In today’s National Review Online, the Justice Department’s Director of Public Affairs, Barbara Comstock, does a nice job of defending the Patriot Act against criticisms leveled by Timothy Lynch of the Cato Institute. She also links to a new Justice Department site devoted to explaining the Patriot Act.
The Act has been the subject of an amazing amount of misinformation propagated, apparently, by people who have never taken the trouble to read the statute. In reality, what is striking about the Patriot Act is how limited it is and how overdue most of its provisions were. For the most part, the act takes law enforcement techniques that have long been used to combat organized crime and applies them to terrorism. These reforms are so sensible that it is hard to believe they didn’t happen many years ago. For example: The traditional wiretap warrant applies to a particular telephone number. For a long time, the police in organized crime cases have used “roving wiretaps” to access any phones that might be used by the person under investigation. Prior to the Patriot Act, that couldn’t be done in terrorism cases. Consequently, all a terrorist had to do to evade a wiretap was change from one cell phone to another.
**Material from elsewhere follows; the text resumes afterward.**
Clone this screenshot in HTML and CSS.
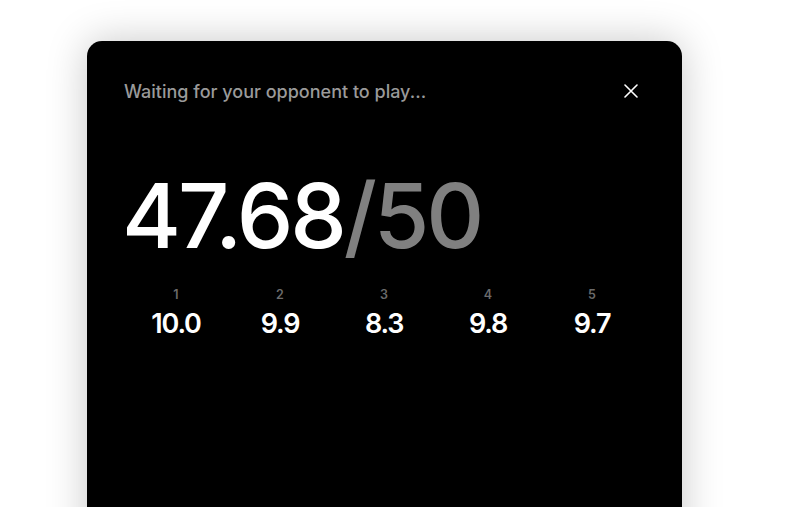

Beyond bringing the law relating to terrorism investigations up to date by conforming it to existing practices in organized crime cases, the other major initiative of the Patriot Act was to allow law enforcement, intelligence and national defense agencies to communicate with one another and share information about terrorism, under court supervision. If someone is opposed to this, I would certainly like to know why. The intelligence and law enforcement agencies have been widely criticized for their failure to “connect the dots” prior to September 11. The truth is that they were prohibited by law from sharing “dots” with one another, which made them needlessly hard to connect.